ピープルVSジョージ・ルーカス(★★★★★)
2012/8/3鑑賞
DVD
沖縄では公開されなかったためDVD鑑賞。
世界的有名作『スター・ウォーズ』の監督ジョージ・ルーカスとそのファンを巡る愛憎入り混じる状況を描いた異質のドキュメンタリー。
ぼくは実はスター・ウォーズ弱者で、エピソード4だけしか観ていない。
おそらく、自分が映画に求めるものとスター・ウォーズが提示するそれが違うのではないかなあと思っていたのだけれども、この映画を観ると、やっぱり「スター・ウォーズって面白そー」って思ってしまうのだよね。
特に『STAR WARS EPISODE I/ファントム・メナス』('99)公開時の熱狂に関しては、映画史上これほどまでに期待された映画はないだろうなと、この熱狂を共に楽しめないことを悔しく感じた。
ただ、いざ上映後のテンション駄々下がりの様子は、確かに笑える。
でもね、こういった体験も含めて映画なのだ。
ぼくでいえば、去年映画単体を超えた映画体験として印象に残ったのは『モテキ』('11)と『映画けいおん!』('11)だったわけだし。

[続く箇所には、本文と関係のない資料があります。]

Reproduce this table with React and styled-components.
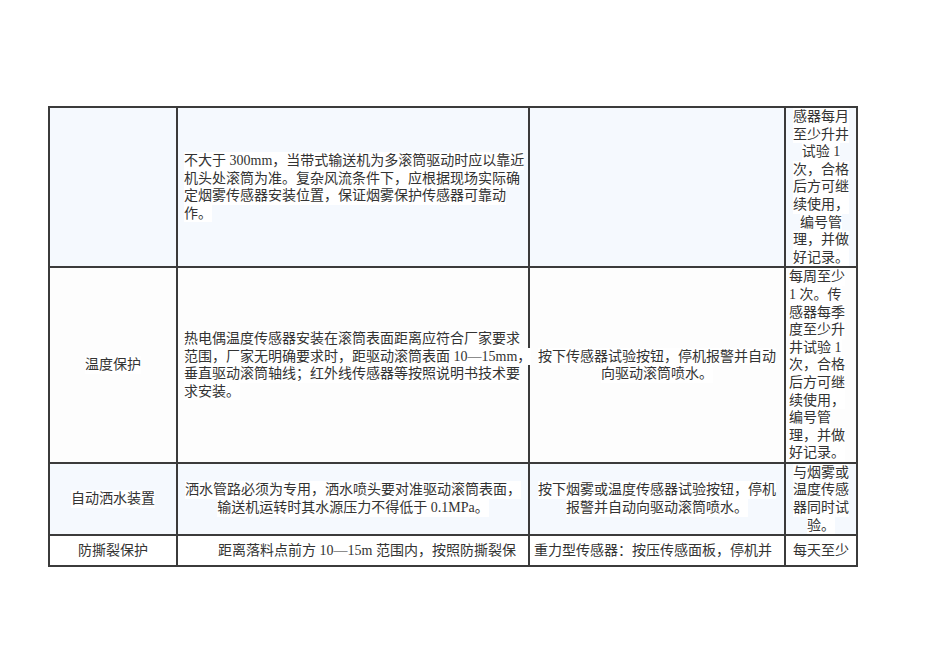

また、アマチュア編集者の存在や、二次創作の多さ(とそれを容認するルーカス側の姿勢)などを観ると、これだけスター・ウォーズが熱狂的なファンを呼ぶのは、一種のほつれの存在があるのかなと思った。完成度が高いわけではなく、欠点も多いもののそれを上回る熱量が存在するため、ファンがそれを補完したくなる。
しかしながら、当のルーカス側が次々と過去作を書き換える姿勢は確かに到底許されたことではない。
当時の技術で再現ができなかったというエクスキューズがあるが、ぼくが思うに、ジョージ・ルーカスにとって『スター・ウォーズ』は青春であり、青春において悔いが残ったことを書き換えることが可能な立場を手にしたからこそ、そのような行為を行うのではないかということだ。
だが、誰も青春を書き換えることはできない。
リドリー・スコットやテリー・ギリアムだって劇場公開時から書き換えを行うことはあるが、彼らは書き換えを行った後のバージョンと劇場公開版を並列して販売することでフェアネスを保っている。それに、正直どちらも劇場公開版のほうが評判が高いし。
ただ、彼を過去の書き換えに向かわせるそのくらい情熱はいったいなんなのだろう。
そんなことも考えさせられた。
スター・ウォーズファンでなくとも、何かを強烈に好きになったことのある人間は是非観た方がいい映画です。